* WORK REQUIRED:
Faithfully return all lines, omitting every embedded picture.

* GIVEN MATERIAL:
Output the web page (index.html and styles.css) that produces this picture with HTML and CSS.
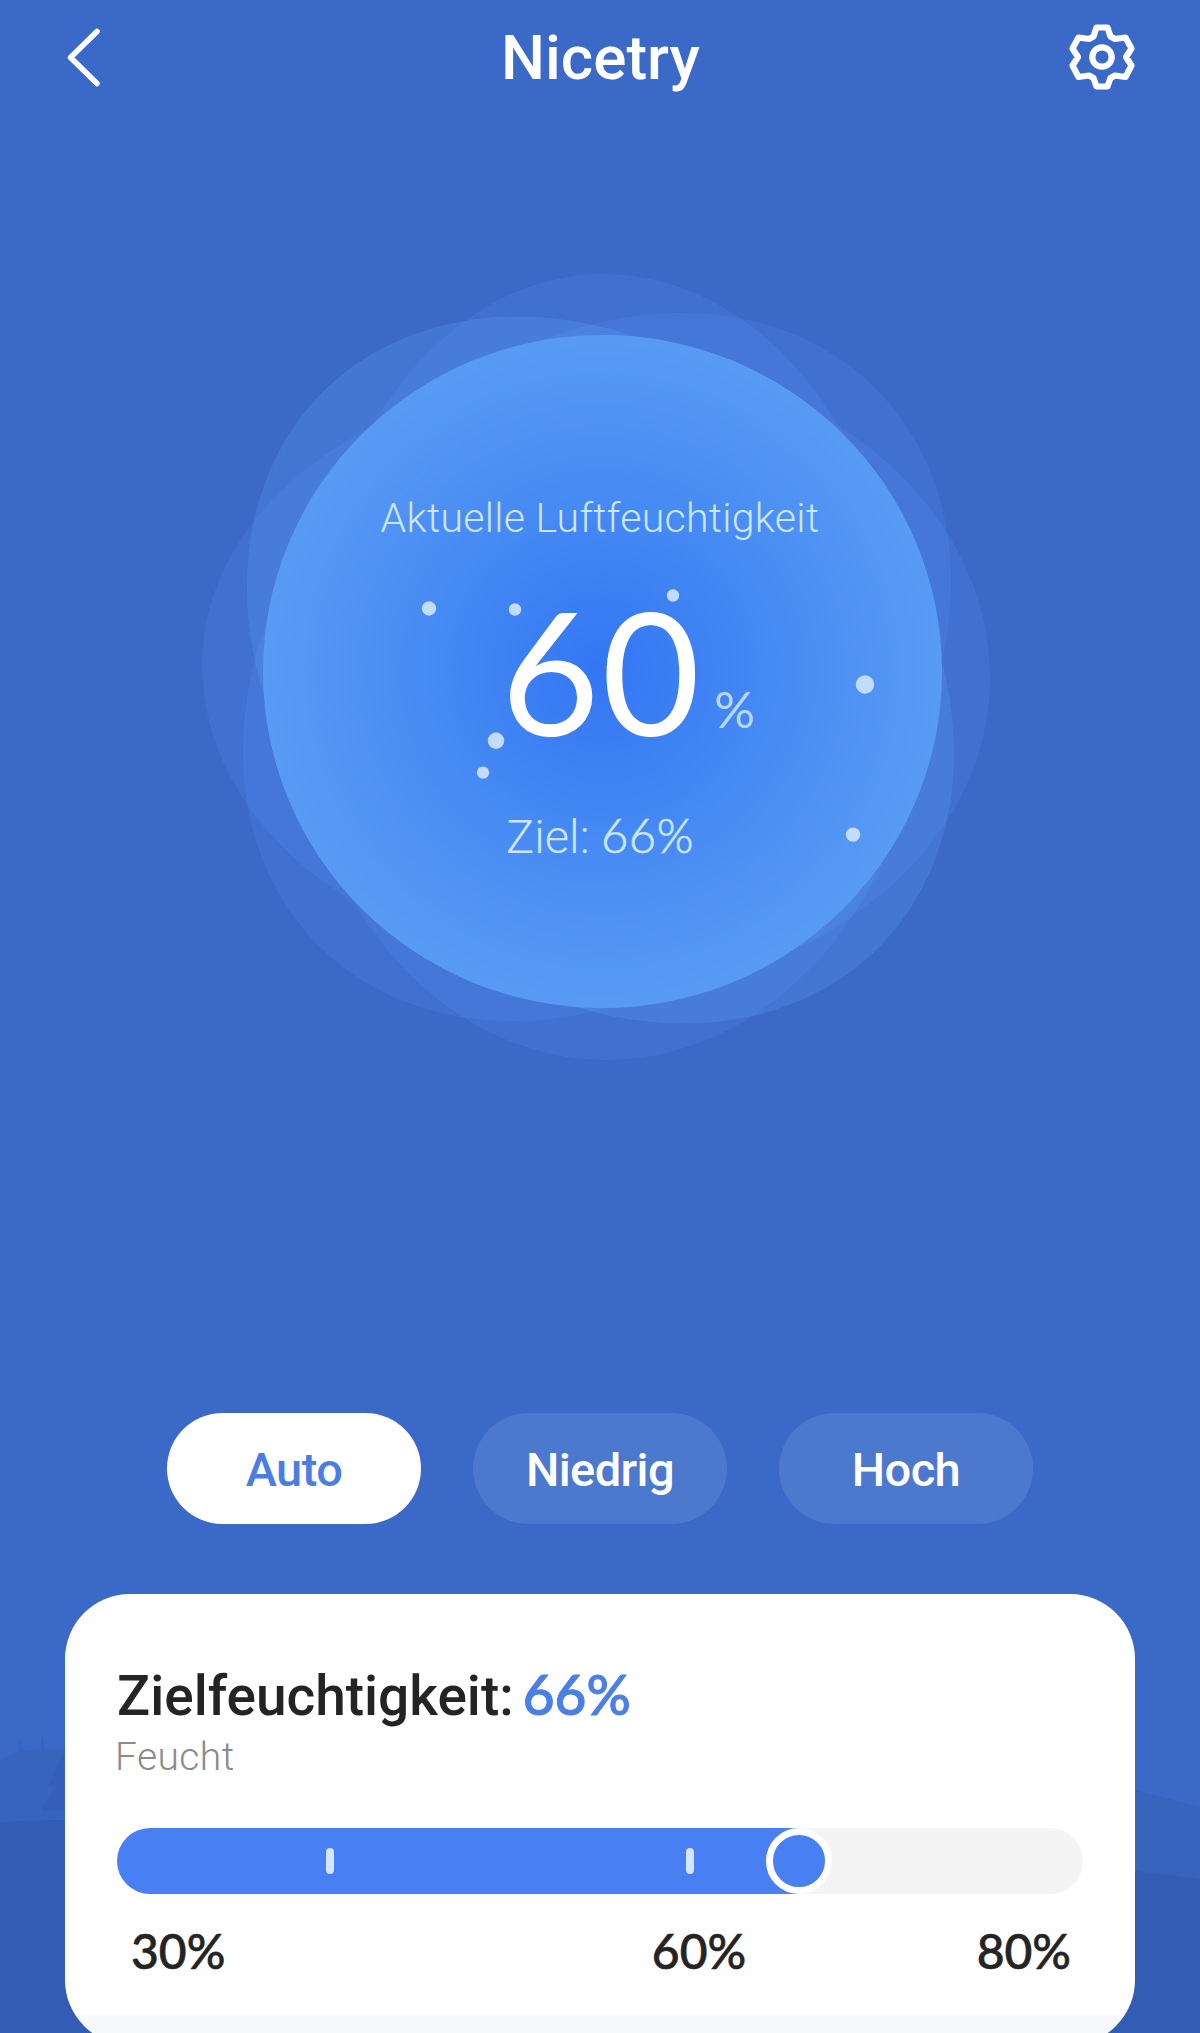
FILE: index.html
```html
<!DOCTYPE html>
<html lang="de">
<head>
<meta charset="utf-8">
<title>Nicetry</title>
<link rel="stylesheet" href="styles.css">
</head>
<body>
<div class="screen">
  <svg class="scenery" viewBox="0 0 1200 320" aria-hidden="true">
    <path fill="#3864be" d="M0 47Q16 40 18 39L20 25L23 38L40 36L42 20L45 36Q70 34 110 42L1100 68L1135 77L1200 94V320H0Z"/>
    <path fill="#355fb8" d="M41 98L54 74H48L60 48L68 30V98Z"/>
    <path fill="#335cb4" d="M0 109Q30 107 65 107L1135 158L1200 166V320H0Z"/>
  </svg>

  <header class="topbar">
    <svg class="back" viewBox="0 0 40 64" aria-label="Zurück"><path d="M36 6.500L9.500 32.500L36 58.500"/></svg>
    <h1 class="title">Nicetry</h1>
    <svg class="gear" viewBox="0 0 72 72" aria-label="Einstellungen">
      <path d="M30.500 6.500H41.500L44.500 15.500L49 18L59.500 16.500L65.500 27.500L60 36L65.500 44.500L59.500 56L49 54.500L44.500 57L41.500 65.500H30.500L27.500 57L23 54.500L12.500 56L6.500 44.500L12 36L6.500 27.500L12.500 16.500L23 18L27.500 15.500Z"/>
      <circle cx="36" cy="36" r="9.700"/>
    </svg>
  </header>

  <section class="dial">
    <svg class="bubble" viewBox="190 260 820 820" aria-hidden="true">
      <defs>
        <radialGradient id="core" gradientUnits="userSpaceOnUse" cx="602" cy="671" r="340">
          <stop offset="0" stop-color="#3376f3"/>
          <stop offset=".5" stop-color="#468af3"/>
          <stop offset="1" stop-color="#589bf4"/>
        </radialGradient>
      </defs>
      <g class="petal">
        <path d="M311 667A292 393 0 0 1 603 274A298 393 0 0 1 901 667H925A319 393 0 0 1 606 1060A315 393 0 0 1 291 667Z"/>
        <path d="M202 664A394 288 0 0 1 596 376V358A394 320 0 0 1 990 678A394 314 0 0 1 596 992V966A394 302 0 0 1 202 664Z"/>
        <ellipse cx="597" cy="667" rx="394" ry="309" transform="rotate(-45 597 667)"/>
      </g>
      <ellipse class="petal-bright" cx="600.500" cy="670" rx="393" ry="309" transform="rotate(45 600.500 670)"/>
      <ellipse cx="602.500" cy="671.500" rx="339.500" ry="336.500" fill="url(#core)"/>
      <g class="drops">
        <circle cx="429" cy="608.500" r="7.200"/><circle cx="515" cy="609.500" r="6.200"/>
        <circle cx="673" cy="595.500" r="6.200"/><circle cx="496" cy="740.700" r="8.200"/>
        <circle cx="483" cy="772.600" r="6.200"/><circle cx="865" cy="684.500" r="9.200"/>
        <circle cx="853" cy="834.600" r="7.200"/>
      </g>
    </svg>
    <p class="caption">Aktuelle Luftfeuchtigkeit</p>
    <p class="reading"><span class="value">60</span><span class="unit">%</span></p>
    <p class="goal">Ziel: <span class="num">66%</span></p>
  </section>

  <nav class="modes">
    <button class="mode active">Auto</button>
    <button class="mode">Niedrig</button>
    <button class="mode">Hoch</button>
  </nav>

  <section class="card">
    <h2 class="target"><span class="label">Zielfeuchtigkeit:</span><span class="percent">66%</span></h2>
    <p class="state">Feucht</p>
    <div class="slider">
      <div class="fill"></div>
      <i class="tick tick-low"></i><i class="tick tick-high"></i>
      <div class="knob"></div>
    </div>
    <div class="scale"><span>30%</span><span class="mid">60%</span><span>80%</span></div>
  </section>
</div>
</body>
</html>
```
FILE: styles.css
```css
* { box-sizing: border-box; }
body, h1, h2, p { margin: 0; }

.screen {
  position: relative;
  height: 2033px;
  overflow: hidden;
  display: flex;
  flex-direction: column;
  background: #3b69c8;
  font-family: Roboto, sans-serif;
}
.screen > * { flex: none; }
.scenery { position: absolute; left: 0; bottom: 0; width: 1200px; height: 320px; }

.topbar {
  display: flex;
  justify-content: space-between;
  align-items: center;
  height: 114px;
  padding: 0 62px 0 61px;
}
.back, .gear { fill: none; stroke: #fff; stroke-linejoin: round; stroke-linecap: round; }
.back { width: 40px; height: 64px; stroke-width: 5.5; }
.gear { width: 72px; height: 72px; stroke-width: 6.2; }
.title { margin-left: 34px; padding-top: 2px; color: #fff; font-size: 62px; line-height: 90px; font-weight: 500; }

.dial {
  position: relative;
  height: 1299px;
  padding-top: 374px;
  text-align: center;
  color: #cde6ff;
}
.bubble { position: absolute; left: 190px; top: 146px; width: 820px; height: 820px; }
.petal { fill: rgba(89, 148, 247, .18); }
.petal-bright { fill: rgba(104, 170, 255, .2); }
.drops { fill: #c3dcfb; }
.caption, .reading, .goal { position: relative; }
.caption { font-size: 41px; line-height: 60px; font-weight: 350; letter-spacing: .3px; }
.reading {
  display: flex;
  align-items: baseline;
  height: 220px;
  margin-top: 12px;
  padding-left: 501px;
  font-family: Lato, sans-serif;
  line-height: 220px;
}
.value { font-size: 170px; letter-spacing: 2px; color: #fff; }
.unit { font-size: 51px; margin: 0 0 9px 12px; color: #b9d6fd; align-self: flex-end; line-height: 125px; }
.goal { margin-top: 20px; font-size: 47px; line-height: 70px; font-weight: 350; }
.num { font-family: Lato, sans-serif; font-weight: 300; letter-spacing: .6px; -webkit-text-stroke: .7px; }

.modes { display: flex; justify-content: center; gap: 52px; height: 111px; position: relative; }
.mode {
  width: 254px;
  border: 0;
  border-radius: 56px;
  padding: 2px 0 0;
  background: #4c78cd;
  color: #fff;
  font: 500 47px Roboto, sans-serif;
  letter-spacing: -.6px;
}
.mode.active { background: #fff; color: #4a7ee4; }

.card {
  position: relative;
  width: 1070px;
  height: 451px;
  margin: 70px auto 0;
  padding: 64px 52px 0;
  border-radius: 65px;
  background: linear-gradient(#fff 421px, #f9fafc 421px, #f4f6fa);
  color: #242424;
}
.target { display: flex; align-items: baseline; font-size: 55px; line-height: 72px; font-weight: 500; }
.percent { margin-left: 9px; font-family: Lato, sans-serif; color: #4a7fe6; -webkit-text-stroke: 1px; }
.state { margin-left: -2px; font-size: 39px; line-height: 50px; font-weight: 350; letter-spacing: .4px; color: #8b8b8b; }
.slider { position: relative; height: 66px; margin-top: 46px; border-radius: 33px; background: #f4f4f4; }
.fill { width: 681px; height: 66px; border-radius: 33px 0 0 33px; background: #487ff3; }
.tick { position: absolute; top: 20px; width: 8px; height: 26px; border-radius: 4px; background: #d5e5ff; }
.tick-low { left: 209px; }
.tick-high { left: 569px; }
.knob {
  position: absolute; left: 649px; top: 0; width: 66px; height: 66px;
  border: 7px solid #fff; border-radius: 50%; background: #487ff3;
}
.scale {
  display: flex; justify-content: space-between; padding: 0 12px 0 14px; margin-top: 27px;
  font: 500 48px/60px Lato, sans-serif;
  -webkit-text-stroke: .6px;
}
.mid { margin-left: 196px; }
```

* THE SOLUTION:
Output the web page (index.html and styles.css) that produces this picture with HTML and CSS.
FILE: index.html
```html
<!DOCTYPE html>
<html lang="de">
<head>
<meta charset="utf-8">
<title>Nicetry</title>
<link rel="stylesheet" href="styles.css">
</head>
<body>
<div class="screen">
  <svg class="scenery" viewBox="0 0 1200 320" aria-hidden="true">
    <path fill="#3864be" d="M0 47Q16 40 18 39L20 25L23 38L40 36L42 20L45 36Q70 34 110 42L1100 68L1135 77L1200 94V320H0Z"/>
    <path fill="#355fb8" d="M41 98L54 74H48L60 48L68 30V98Z"/>
    <path fill="#335cb4" d="M0 109Q30 107 65 107L1135 158L1200 166V320H0Z"/>
  </svg>

  <header class="topbar">
    <svg class="back" viewBox="0 0 40 64" aria-label="Zurück"><path d="M36 6.500L9.500 32.500L36 58.500"/></svg>
    <h1 class="title">Nicetry</h1>
    <svg class="gear" viewBox="0 0 72 72" aria-label="Einstellungen">
      <path d="M30.500 6.500H41.500L44.500 15.500L49 18L59.500 16.500L65.500 27.500L60 36L65.500 44.500L59.500 56L49 54.500L44.500 57L41.500 65.500H30.500L27.500 57L23 54.500L12.500 56L6.500 44.500L12 36L6.500 27.500L12.500 16.500L23 18L27.500 15.500Z"/>
      <circle cx="36" cy="36" r="9.700"/>
    </svg>
  </header>

  <section class="dial">
    <svg class="bubble" viewBox="190 260 820 820" aria-hidden="true">
      <defs>
        <radialGradient id="core" gradientUnits="userSpaceOnUse" cx="602" cy="671" r="340">
          <stop offset="0" stop-color="#3376f3"/>
          <stop offset=".5" stop-color="#468af3"/>
          <stop offset="1" stop-color="#589bf4"/>
        </radialGradient>
      </defs>
      <g class="petal">
        <path d="M311 667A292 393 0 0 1 603 274A298 393 0 0 1 901 667H925A319 393 0 0 1 606 1060A315 393 0 0 1 291 667Z"/>
        <path d="M202 664A394 288 0 0 1 596 376V358A394 320 0 0 1 990 678A394 314 0 0 1 596 992V966A394 302 0 0 1 202 664Z"/>
        <ellipse cx="597" cy="667" rx="394" ry="309" transform="rotate(-45 597 667)"/>
      </g>
      <ellipse class="petal-bright" cx="600.500" cy="670" rx="393" ry="309" transform="rotate(45 600.500 670)"/>
      <ellipse cx="602.500" cy="671.500" rx="339.500" ry="336.500" fill="url(#core)"/>
      <g class="drops">
        <circle cx="429" cy="608.500" r="7.200"/><circle cx="515" cy="609.500" r="6.200"/>
        <circle cx="673" cy="595.500" r="6.200"/><circle cx="496" cy="740.700" r="8.200"/>
        <circle cx="483" cy="772.600" r="6.200"/><circle cx="865" cy="684.500" r="9.200"/>
        <circle cx="853" cy="834.600" r="7.200"/>
      </g>
    </svg>
    <p class="caption">Aktuelle Luftfeuchtigkeit</p>
    <p class="reading"><span class="value">60</span><span class="unit">%</span></p>
    <p class="goal">Ziel: <span class="num">66%</span></p>
  </section>

  <nav class="modes">
    <button class="mode active">Auto</button>
    <button class="mode">Niedrig</button>
    <button class="mode">Hoch</button>
  </nav>

  <section class="card">
    <h2 class="target"><span class="label">Zielfeuchtigkeit:</span><span class="percent">66%</span></h2>
    <p class="state">Feucht</p>
    <div class="slider">
      <div class="fill"></div>
      <i class="tick tick-low"></i><i class="tick tick-high"></i>
      <div class="knob"></div>
    </div>
    <div class="scale"><span>30%</span><span class="mid">60%</span><span>80%</span></div>
  </section>
</div>
</body>
</html>
```
FILE: styles.css
```css
* { box-sizing: border-box; }
body, h1, h2, p { margin: 0; }

.screen {
  position: relative;
  height: 2033px;
  overflow: hidden;
  display: flex;
  flex-direction: column;
  background: #3b69c8;
  font-family: Roboto, sans-serif;
}
.screen > * { flex: none; }
.scenery { position: absolute; left: 0; bottom: 0; width: 1200px; height: 320px; }

.topbar {
  display: flex;
  justify-content: space-between;
  align-items: center;
  height: 114px;
  padding: 0 62px 0 61px;
}
.back, .gear { fill: none; stroke: #fff; stroke-linejoin: round; stroke-linecap: round; }
.back { width: 40px; height: 64px; stroke-width: 5.5; }
.gear { width: 72px; height: 72px; stroke-width: 6.2; }
.title { margin-left: 34px; padding-top: 2px; color: #fff; font-size: 62px; line-height: 90px; font-weight: 500; }

.dial {
  position: relative;
  height: 1299px;
  padding-top: 374px;
  text-align: center;
  color: #cde6ff;
}
.bubble { position: absolute; left: 190px; top: 146px; width: 820px; height: 820px; }
.petal { fill: rgba(89, 148, 247, .18); }
.petal-bright { fill: rgba(104, 170, 255, .2); }
.drops { fill: #c3dcfb; }
.caption, .reading, .goal { position: relative; }
.caption { font-size: 41px; line-height: 60px; font-weight: 350; letter-spacing: .3px; }
.reading {
  display: flex;
  align-items: baseline;
  height: 220px;
  margin-top: 12px;
  padding-left: 501px;
  font-family: Lato, sans-serif;
  line-height: 220px;
}
.value { font-size: 170px; letter-spacing: 2px; color: #fff; }
.unit { font-size: 51px; margin: 0 0 9px 12px; color: #b9d6fd; align-self: flex-end; line-height: 125px; }
.goal { margin-top: 20px; font-size: 47px; line-height: 70px; font-weight: 350; }
.num { font-family: Lato, sans-serif; font-weight: 300; letter-spacing: .6px; -webkit-text-stroke: .7px; }

.modes { display: flex; justify-content: center; gap: 52px; height: 111px; position: relative; }
.mode {
  width: 254px;
  border: 0;
  border-radius: 56px;
  padding: 2px 0 0;
  background: #4c78cd;
  color: #fff;
  font: 500 47px Roboto, sans-serif;
  letter-spacing: -.6px;
}
.mode.active { background: #fff; color: #4a7ee4; }

.card {
  position: relative;
  width: 1070px;
  height: 451px;
  margin: 70px auto 0;
  padding: 64px 52px 0;
  border-radius: 65px;
  background: linear-gradient(#fff 421px, #f9fafc 421px, #f4f6fa);
  color: #242424;
}
.target { display: flex; align-items: baseline; font-size: 55px; line-height: 72px; font-weight: 500; }
.percent { margin-left: 9px; font-family: Lato, sans-serif; color: #4a7fe6; -webkit-text-stroke: 1px; }
.state { margin-left: -2px; font-size: 39px; line-height: 50px; font-weight: 350; letter-spacing: .4px; color: #8b8b8b; }
.slider { position: relative; height: 66px; margin-top: 46px; border-radius: 33px; background: #f4f4f4; }
.fill { width: 681px; height: 66px; border-radius: 33px 0 0 33px; background: #487ff3; }
.tick { position: absolute; top: 20px; width: 8px; height: 26px; border-radius: 4px; background: #d5e5ff; }
.tick-low { left: 209px; }
.tick-high { left: 569px; }
.knob {
  position: absolute; left: 649px; top: 0; width: 66px; height: 66px;
  border: 7px solid #fff; border-radius: 50%; background: #487ff3;
}
.scale {
  display: flex; justify-content: space-between; padding: 0 12px 0 14px; margin-top: 27px;
  font: 500 48px/60px Lato, sans-serif;
  -webkit-text-stroke: .6px;
}
.mid { margin-left: 196px; }
```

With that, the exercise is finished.